SID convinced its members – 500-odd business and property owners – to pay for free mass transit passes for their employees. Under the scheme, which was approved last month, the members will be charged an annual rate of three cents per square foot of space they occupy downtown. The fees will go to the Central Ohio Transit Authority (Cota) for their workers’ passes.

The passes can be used on any day and on any journey – not just the commute. The programme is limited to people who work downtown, turning a financial burden into an incentive.

Foolishly limited to workers. What about students and shoppers?

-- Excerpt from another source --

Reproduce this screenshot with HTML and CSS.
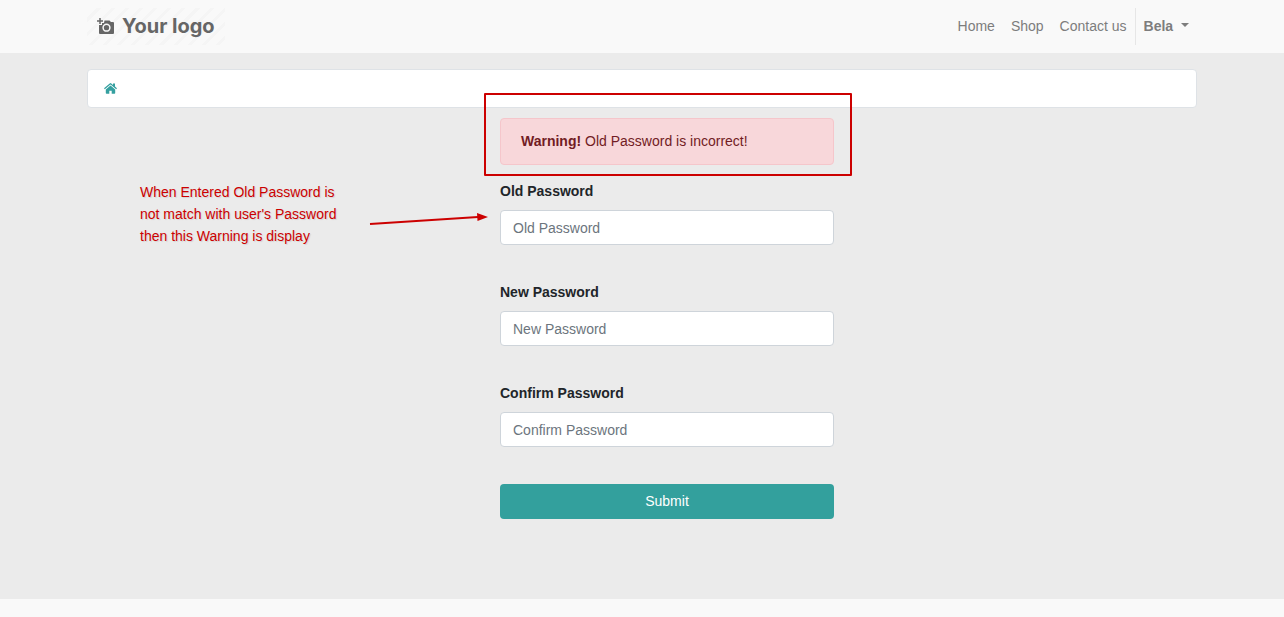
FILE: index.html
```html
<!DOCTYPE html>
<html lang="en">
<head>
  <meta charset="UTF-8">
  <meta name="viewport" content="width=device-width, initial-scale=1.0">
  <title>Change Password</title>
  <link rel="stylesheet" href="styles.css">
</head>
<body>
  <header class="header">
    <nav class="container navbar">
      <a class="brand" href="#">
        <svg class="brand-icon" viewBox="0 0 18 17" aria-hidden="true">
          <path d="M3 0v6M0 3h6" stroke="#666" stroke-width="1.500" fill="none"/>
          <path fill="#666" d="M7.500 2.500h5L14 4h2q1 0 1 1v10q0 1-1 1H3q-1 0-1-1V7h3V5h2z"/>
          <circle cx="9.500" cy="9.700" r="3.400" fill="none" stroke="#f9f9f9" stroke-width="1.500"/>
        </svg>
        <span>Your logo</span>
      </a>
      <ul class="menu">
        <li><a href="#">Home</a></li>
        <li><a href="#">Shop</a></li>
        <li><a href="#">Contact us</a></li>
        <li class="divider"></li>
        <li><button class="user-btn" type="button">Bela <span class="caret"></span></button></li>
      </ul>
    </nav>
  </header>

  <main class="main">
    <div class="container">
      <div class="breadcrumb">
        <a href="#" aria-label="Home">
          <svg class="home-icon" viewBox="0 0 13 11" aria-hidden="true">
            <path fill="#35a0a0" d="M6.500 2.500 11.200 6.400V10q0 .7-.7.700H7.700V7.700H5.300v3H2.500Q1.800 10.700 1.800 10V6.400z"/>
            <path fill="#35a0a0" d="M0 5.300 5.700.4q.8-.6 1.600 0L9 1.900V.5h2v3.100l2 1.700-.8 1-5.700-4.800L.8 6.300z"/>
          </svg>
        </a>
      </div>

      <div class="content">
        <p class="note">When Entered Old Password is<br>not match with user's Password<br>then this Warning is display</p>

        <form class="password-form">
          <div class="alert" role="alert"><strong>Warning!</strong> Old Password is incorrect!</div>
          <div class="form-group">
            <svg class="arrow" width="120" height="16" viewBox="0 0 120 16" aria-hidden="true">
              <path d="M1 13 109 6" stroke="#c00" stroke-width="2"/>
              <path d="M108 2l11 4-10.500 4z" fill="#c00"/>
            </svg>
            <label for="old-password">Old Password</label>
            <input type="password" id="old-password" placeholder="Old Password">
          </div>
          <div class="form-group">
            <label for="new-password">New Password</label>
            <input type="password" id="new-password" placeholder="New Password">
          </div>
          <div class="form-group">
            <label for="confirm-password">Confirm Password</label>
            <input type="password" id="confirm-password" placeholder="Confirm Password">
          </div>
          <button class="submit-btn" type="submit">Submit</button>
        </form>
      </div>
    </div>
  </main>

  <footer class="footer"></footer>
</body>
</html>
```
FILE: styles.css
```css
* { box-sizing: border-box; }
body {
  margin: 0;
  min-height: 100vh;
  display: flex;
  flex-direction: column;
  font-family: "Liberation Sans", Arial, sans-serif;
  font-size: 14px;
  line-height: 21px;
  color: #212529;
  background-color: #f9f9f9;
}
.container {
  width: 100%;
  max-width: 1140px;
  margin: 0 auto;
  padding: 0 15px;
}

/* Header */
.header { padding: 8px 0; }
.navbar {
  display: flex;
  justify-content: space-between;
  align-items: center;
}
.brand {
  display: flex;
  align-items: center;
  gap: 7px;
  height: 37px;
  padding: 0 10px 1px;
  color: #666;
  font-family: Inter, sans-serif;
  font-size: 20px;
  font-weight: 700;
  text-decoration: none;
  background: repeating-linear-gradient(135deg, #f9f9f9 0, #f9f9f9 7px, #f5f5f5 7px, #f5f5f5 10px);
}
.brand-icon { width: 18px; height: 17px; }
.menu {
  display: flex;
  margin: 0;
  padding: 0;
  list-style: none;
}
.menu a, .user-btn {
  display: block;
  padding: 8px;
  color: #7d7d7d;
  text-decoration: none;
}
.user-btn {
  border: none;
  background: none;
  font: inherit;
  font-weight: bold;
  cursor: pointer;
}
.divider { width: 1px; background-color: #e6e6e6; }
.caret {
  display: inline-block;
  margin-left: 4px;
  vertical-align: 4px;
  border-top: 4px solid #7d7d7d;
  border-left: 4px solid transparent;
  border-right: 4px solid transparent;
}

/* Main */
.main {
  padding: 16px 0 80px;
  background-color: #ebebeb;
}
.breadcrumb {
  display: flex;
  align-items: center;
  height: 39px;
  padding: 0 16px;
  background-color: #fff;
  border: 1px solid #dee2e6;
  border-radius: 4px;
}
.home-icon { display: block; width: 13px; height: 11px; }
.content {
  display: grid;
  grid-template-columns: 413fr 334fr 363fr;
  margin-top: 10px;
}
.note {
  margin: 63px 0 0;
  padding-left: 53px;
  color: #c00;
  line-height: 22px;
  text-shadow: 1px 1px 1px rgba(0, 0, 0, 0.1);
}

/* Form */
.alert {
  position: relative;
  margin-bottom: 16px;
  padding: 12px 20px;
  color: #721c24;
  background-color: #f8d7da;
  border: 1px solid #f5c6cb;
  border-radius: 4px;
}
.alert::after {
  content: "";
  position: absolute;
  top: -26px;
  right: -19px;
  bottom: -12px;
  left: -17px;
  border: 2px solid #c00;
  border-radius: 1px;
}
.form-group { position: relative; margin-bottom: 37px; }
.form-group label {
  display: block;
  margin-bottom: 8px;
  font-weight: bold;
}
.form-group input {
  display: block;
  width: 100%;
  height: 35px;
  padding: 6px 12px;
  font: inherit;
  color: #495057;
  background-color: #fff;
  border: 1px solid #ced4da;
  border-radius: 4px;
}
.form-group input::placeholder { color: #6c757d; }
.arrow {
  position: absolute;
  top: 30px;
  right: 100%;
  margin-right: 11px;
}
.submit-btn {
  display: block;
  width: 100%;
  height: 35px;
  font: inherit;
  color: #fff;
  background-color: #33a09d;
  border: none;
  border-radius: 4px;
  cursor: pointer;
}

.footer { flex: 1; min-height: 18px; }
```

Montreal would be an ideal city to have free public transport downtown. We have many relatively narrow streets due to the limitations of Montreal Island and it's early development. Cars should have been banned from old Montreal decades ago.



There should be free public transport everywhere on the island. It may be necessary to prioritise certain groups at the outset, but this should be transitory as an incentive for public transport and disincentive for car use.

Our narrow pre-car streets are a positive, not a negative.